Too bad he couldn't muster the same sympathy for Robert Duvall.
Writing in today's Christian Science Monitor, David Sterritt asks an excellent question: Why do movie critics engage in groupthink? At press screenings, he notes, he and his compadres often seem to be "on different wavelengths" about the films they see. But when the time comes to compile lists of the year's best movies, "the same titles keep leaping out, as if some secret signal had been transmitted to our movie-critic brains."
I agree with Mr. Sterritt that along with challenging the taste of the public, critics should challenge the taste of other critics. But I disagree with his account of how to do this. Rather than engaging in groupthink, he writes, critics should be "following our own lights, disagreeing more often than agreeing, and remembering there's no scientific test to determine 'good' or 'bad' at the movies." The first two points make sense but not the third. Of course there's no scientific test. But that doesn't mean there are no tests at all.
Personally I find critical groupthink reassuring, because even when wrong, it suggests a certain coherence. The alternative is found on the ubiquitous chat-rooms attached to movie websites. They contain many intelligent remarks, to be sure, and every now and then you find someone who can actually spell. But these free-form reviews also illustrate what happens when (as the saying goes) "everyone's a critic": unfettered subjectivity, bizarre free association, celebrity gossip, and worst of all, a childish inability to disagree without reaching for the flamethrower.

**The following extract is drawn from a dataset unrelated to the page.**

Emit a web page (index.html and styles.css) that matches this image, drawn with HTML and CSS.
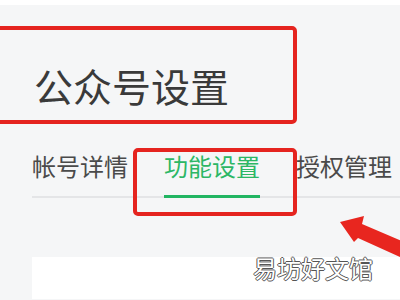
FILE: index.html
```html
<!DOCTYPE html>
<html lang="zh">
<head>
    <meta charset="UTF-8">
    <title>公众号设置</title>
    <link rel="stylesheet" href="styles.css">
</head>
<body>

<div class="topbar"></div>
<div class="main">
    <h1 class="title">公众号设置</h1>
    <div class="tabs">
        <div class="tab">帐号详情</div>
        <div class="tab active">功能设置</div>
        <div class="tab">授权管理</div>
    </div>
    <div class="card"></div>
</div>

<!-- 标注 -->
<div class="mark mark-title"></div>
<div class="mark mark-tab"></div>
<svg class="arrow" width="400" height="300" viewBox="0 0 400 300">
    <polygon points="340,222 364,216 362,224 404,242 402,258 358,238 354,242" fill="#e8261f"/>
</svg>
<div class="watermark">易坊好文馆</div>

</body>
</html>
```
FILE: styles.css
```css
* {
    box-sizing: border-box;
}
body {
    margin: 0;
    width: 400px;
    height: 300px;
    overflow: hidden;
    background-color: #f5f6f7;
    font-family: "Noto Sans CJK SC", "Noto Sans", sans-serif;
    position: relative;
}
.topbar {
    height: 5px;
    background-color: #fff;
}
.main {
    padding-left: 32px;
}
.title {
    margin: 61px 0 0 2px;
    font-size: 39px;
    line-height: 38px;
    font-weight: normal;
    color: #3a3a3a;
}
.tabs {
    display: flex;
    gap: 36px;
    margin-top: 50px;
    border-bottom: 2px solid #e4e5e7;
}
.tab {
    font-size: 24px;
    line-height: 24px;
    color: #4a4a4a;
    padding-bottom: 17px;
    margin-bottom: -2px;
    border-bottom: 3px solid transparent;
}
.tab.active {
    color: #2cb765;
    border-bottom-color: #21b562;
}
.card {
    margin-top: 59px;
    height: 42px;
    background-color: #fff;
}
.mark {
    position: absolute;
    border: 4px solid #e5241f;
    border-radius: 5px;
}
.mark-title {
    left: -10px;
    top: 26px;
    width: 307px;
    height: 98px;
}
.mark-tab {
    left: 133px;
    top: 148px;
    width: 164px;
    height: 68px;
}
.arrow {
    position: absolute;
    left: 0;
    top: 0;
}
.watermark {
    position: absolute;
    left: 253px;
    top: 253px;
    font-size: 24px;
    line-height: 30px;
    color: #fff;
    text-shadow: 1px 0 0 #555, -1px 0 0 #555, 0 1px 0 #555, 0 -1px 0 #555;
}
```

Now let me offer a flameless rebuke to Mr. Sterritt. The critical favorite of 2004 is "Sideways," a judgment I am happy to endorse; it does my heart good to see such a terrific film get the kudos it deserves. Mr. Sterritt admires "Sideways" too, but so intent is he on the virtues of disagreement for its own sake, he quotes A.O. Scott of the New York Times reducing the critics' plaudits to narcissism. They like "Sideways," Scott suggests, because as "white, middle-aged men" they identify with the main character's "self-pity and solipsism," qualities that "represent the underside of the critical temperament."
Oh, dear. Leaving aside the merits of proving one's independence by quoting the New York Times, isn't it possible that all those hard-working criticis actually have good reasons for praising this movie? If they identify with the character of Miles (Paul Giamatti), it is probably not because he is a sad sack (excuse me, Mr. Scott, but your description of the movie critic does not cover all cases). Rather it is because Miles has a fine palate for wine, which he has developed over a long period of time, and he is traveling with a buddy who keeps saying, "Tastes good to me!" while slurping down the worst rotgut. Hate to sound like a snob, but I've been there. Haven't you?